The Germans deployed across the entire front with two companies facing the Belgians and the third, plus the cavalry and jägers, facing the British. On the Geman right the infantry attempted to advance against the farm, but were held in check by the Belgian HMG. When the armoured car and the cavalry moved to flank the Germans, one German platoon dispersed under fire. 

The armoured car continued to harass the Germans and eventually knocked out a German HMG, but the car bogged and could not be moved for the rest of the game.  The Belgian cavalry in the meantime continued to work around the German right, forcing the Germans to turn back the remaining two platoons of the flank company. Caught in column the Belgian troopers were cut down by Geman rifle fire and soon dispersed.

At the opposite end of the table the Germans were having an equally difficult task. The uhlans and the Jägers came under artillery fire and retired. In fact the jägers reacted so badly that they dispersed. The rest of the infantry and the MGs managed to knock out a British MG and forced one platoon to retire. But the British line stabilised and they dug in on the reverse slope of the hill to the right of the village.

The final British position in the hollow to right of the village

In the centre the Germans advanced strongly towards the British left behind the orchard. The initial attack was halted by British rifle fire, with some support by the Belgians in the wood. 

The Belgian infantry holding the edge of the wood.

But a second attack drove off the now suppressed British platoon. The Germans, however, now found themselves in an exposed position, with out support, and when a Belgian platoon counterattacked they were driven back and dispersed.

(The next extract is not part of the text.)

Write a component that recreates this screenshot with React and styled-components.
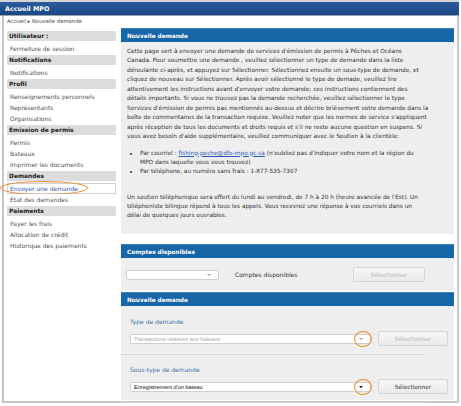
import React from 'react';
import styled, { createGlobalStyle } from 'styled-components';

const GlobalStyle = createGlobalStyle`
  html, body {
    margin: 0;
    padding: 0;
    background: #ffffff;
  }
  body {
    font-family: "DejaVu Sans", Verdana, sans-serif;
    color: #333333;
  }
`;

const sidebarGroups = [
  { title: 'Utilisateur :', items: ['Fermeture de session'] },
  { title: 'Notifications', items: ['Notifications'] },
  { title: 'Profil', items: ['Renseignements personnels', 'Représentants', 'Organisations'] },
  { title: 'Émission de permis', items: ['Permis', 'Bateaux', 'Imprimer les documents'] },
  { title: 'Demandes', items: ['Envoyer une demande', 'État des demandes'] },
  { title: 'Paiements', items: ['Payer les frais', 'Allocation de crédit', 'Historique des paiements'] },
];

const ACTIVE_ITEM = 'Envoyer une demande';

const introLines = [
  "Cette page sert à envoyer une demande de services d'émission de permis à Pêches et Océans",
  'Canada. Pour soumettre une demande , veuillez sélectionner un type de demande dans la liste',
  'déroulante ci-après, et appuyez sur Sélectionner. Sélectionnez ensuite un sous-type de demande, et',
  'cliquez de nouveau sur Sélectionner. Après avoir sélectionné le type de demade, veuillez lire',
  "attentivement les instructions avant d'envoyer votre demande; ces instructions contiennent des",
  'détails importants. Si vous ne trouvez pas la demande recherchée, veuillez sélectionner le type',
  "Services d'émission de permis pas mentionnés au-dessus et décrire brièvement votre demande dans la",
  "boîte de commentaires de la transaction requise. Veuillez noter que les normes de service s'appliquent",
  "après réception de tous les documents et droits requis et s'il ne reste aucune question en suspens. Si",
  "vous avez besoin d'aide supplémentaire, veuillez communiquer avec le Soutien à la clientèle:",
];

const supportLines = [
  "Un soutien téléphonique sera offert du lundi au vendredi, de 7 h à 20 h (heure avancée de l'Est). Un",
  'téléphoniste bilingue répond à tous les appels. Vous recevrez une réponse à vos courriels dans un',
  'délai de quelques jours ouvrables.',
];

const withBreaks = lines =>
  lines.map((line, i) => (
    <React.Fragment key={i}>
      {line}
      {i < lines.length - 1 && <br />}
    </React.Fragment>
  ));

export default function App() {
  return (
    <Page>
      <GlobalStyle />
      <TopBar>
        <TopTitle>Accueil MPO</TopTitle>
      </TopBar>
      <Frame>
        <Breadcrumb>Accueil ▸ Nouvelle demande</Breadcrumb>
        <Layout>
          <Sidebar>
            {sidebarGroups.map(group => (
              <div key={group.title}>
                <GroupTitle>{group.title}</GroupTitle>
                <ItemList>
                  {group.items.map(item => (
                    <Item key={item} active={item === ACTIVE_ITEM}>
                      {item}
                      {item === ACTIVE_ITEM && <Ellipse />}
                    </Item>
                  ))}
                </ItemList>
              </div>
            ))}
          </Sidebar>

          <Main>
            <Panel>
              <PanelHeader>Nouvelle demande</PanelHeader>
              <IntroBody>
                <Para>{withBreaks(introLines)}</Para>
                <Bullets>
                  <li>
                    Par courriel : <MailLink>fishing-peche@dfo-mpo.gc.ca</MailLink> (n'oubliez pas d'indiquer votre nom et la région du
                    <br />
                    MPO dans laquelle vous vous trouvez)
                  </li>
                  <li>Par téléphone, au numéro sans frais : 1-877-535-7307</li>
                </Bullets>
                <Para spaced>{withBreaks(supportLines)}</Para>
              </IntroBody>
            </Panel>

            <Panel gap={10}>
              <PanelHeader>Comptes disponibles</PanelHeader>
              <AccountsBody>
                <Select width={93}>
                  <Arrow muted />
                </Select>
                <AccountsLabel>Comptes disponibles</AccountsLabel>
                <Button disabled>Sélectionner</Button>
              </AccountsBody>
            </Panel>

            <Panel gap={1}>
              <PanelHeader>Nouvelle demande</PanelHeader>
              <RequestBody>
                <Field>
                  <FieldLabel>Type de demande</FieldLabel>
                  <FieldRow>
                    <Select width={241} muted>
                      Transactions relatives aux bateaux
                      <Arrow muted />
                      <Circle />
                    </Select>
                    <Button disabled wide>Sélectionner</Button>
                  </FieldRow>
                </Field>
                <Divider />
                <Field>
                  <FieldLabel>Sous-type de demande</FieldLabel>
                  <FieldRow>
                    <Select width={241}>
                      Enregistrement d'un bateau
                      <Arrow />
                      <Circle />
                    </Select>
                    <Button wide>Sélectionner</Button>
                  </FieldRow>
                </Field>
                <Divider />
              </RequestBody>
            </Panel>
          </Main>
        </Layout>
      </Frame>
    </Page>
  );
}

const Page = styled.div`
  width: 461px;
  height: 406px;
  overflow: hidden;
`;

const TopBar = styled.div`
  width: 459px;
  height: 13px;
  border-top: 2px solid #d4d4d4;
  border-bottom: 1px solid #9aa4b0;
  background: linear-gradient(#2a5b9c, #1c4783);
  display: flex;
  align-items: center;
`;

const TopTitle = styled.div`
  padding-left: 5px;
  color: #ffffff;
  font-weight: bold;
  font-size: 6.4px;
`;

const Frame = styled.div`
  margin-left: 2px;
  width: 453px;
  height: 385px;
  border: 2px solid #c6c6c6;
  border-top: none;
`;

const Breadcrumb = styled.div`
  height: 12px;
  line-height: 11px;
  padding-left: 3px;
  font-size: 5.3px;
  color: #444444;
`;

const Layout = styled.div`
  display: flex;
  align-items: flex-start;
  padding-left: 3px;
  gap: 5px;
`;

const Sidebar = styled.div`
  width: 109px;
  margin-top: 3px;
`;

const GroupTitle = styled.div`
  height: 10px;
  line-height: 10px;
  padding-left: 2px;
  background: #dcdcdc;
  color: #222222;
  font-weight: bold;
  font-size: 5.9px;
`;

const ItemList = styled.div`
  padding: 2px 0 1px;
`;

const Item = styled.div`
  position: relative;
  height: 11px;
  line-height: 11px;
  padding-left: 3px;
  font-size: 6px;
  color: ${props => (props.active ? '#2d5b9f' : '#505050')};
  background: #ffffff;
  box-shadow: ${props => (props.active ? 'inset 0 0 0 1px #d2d2d2' : 'none')};
`;

const Ellipse = styled.span`
  position: absolute;
  left: -7px;
  top: -2px;
  width: 88px;
  height: 14px;
  box-sizing: border-box;
  border: 1.5px solid #f0892d;
  border-radius: 50%;
`;

const Main = styled.div`
  width: 333px;
`;

const Panel = styled.section`
  margin-top: ${props => props.gap || 0}px;
  background: #eeeeee;
`;

const PanelHeader = styled.div`
  height: 14px;
  line-height: 14px;
  padding-left: 6px;
  background: #1767a8;
  border-top: 1px solid #3b82bd;
  box-sizing: border-box;
  color: #ffffff;
  font-weight: bold;
  font-size: 5.8px;
`;

const IntroBody = styled.div`
  height: 192px;
  box-sizing: border-box;
  padding: 5px 6px 0;
  font-size: 5.8px;
  line-height: 9.45px;
  color: #333333;
  white-space: nowrap;
`;

const Para = styled.p`
  margin: ${props => (props.spaced ? '17px' : '0')} 0 0;
`;

const Bullets = styled.ul`
  margin: 7px 0 0;
  padding-left: 13px;
  line-height: 9px;
`;

const MailLink = styled.a`
  color: #2b57b5;
  text-decoration: underline;
`;

const AccountsBody = styled.div`
  height: 33px;
  display: flex;
  align-items: center;
  padding-left: 5px;
  gap: 16px;
`;

const AccountsLabel = styled.div`
  width: 102px;
  font-size: 6px;
  color: #333333;
`;

const Select = styled.div`
  position: relative;
  width: ${props => props.width}px;
  height: 10px;
  box-sizing: border-box;
  padding-left: 3px;
  background: #ffffff;
  border: 1px solid #cfcfcf;
  border-radius: 2px;
  font-family: "Liberation Sans", Arial, sans-serif;
  font-size: 5.6px;
  line-height: 8px;
  color: ${props => (props.muted ? '#a8a8a8' : '#111111')};
`;

const Arrow = styled.span`
  position: absolute;
  right: 7px;
  top: 3px;
  width: 0;
  height: 0;
  border-left: 2px solid transparent;
  border-right: 2px solid transparent;
  border-top: 2px solid ${props => (props.muted ? '#a0a0a0' : '#111111')};
`;

const Circle = styled.span`
  position: absolute;
  right: -2px;
  top: -4px;
  width: 18px;
  height: 16px;
  box-sizing: border-box;
  border: 1.5px solid #f0892d;
  border-radius: 50%;
`;

const Button = styled.div`
  width: ${props => (props.wide ? 70 : 72)}px;
  height: 15px;
  box-sizing: border-box;
  display: flex;
  align-items: center;
  justify-content: center;
  border: 1px solid #d6d6d6;
  border-radius: 2px;
  background: linear-gradient(#f6f6f6, #eaeaea);
  font-size: 5.8px;
  color: ${props => (props.disabled ? '#b8b8b8' : '#333333')};
`;

const RequestBody = styled.div`
  padding-top: 12px;
  height: 82px;
`;

const Field = styled.div`
  padding: 0 0 8px 9px;
`;

const FieldLabel = styled.div`
  height: 8px;
  line-height: 8px;
  font-size: 6px;
  color: #3f6fa8;
  margin-bottom: 5px;
`;

const FieldRow = styled.div`
  display: flex;
  align-items: center;
  gap: 7px;
`;

const Divider = styled.div`
  width: 304px;
  height: 1px;
  background: #d6d6d6;
  margin-bottom: 11px;
`;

When the German infantry on the right were hit by a storm of British shells they were driven back. Although these Germans rallied, the Germans decided that they could not continue the fight and the action ended.

It was a good game and the rules held up, with just a few tweaks required to resolve around close combats. Perhaps the greatest learing is that frontal attacks are not going to work.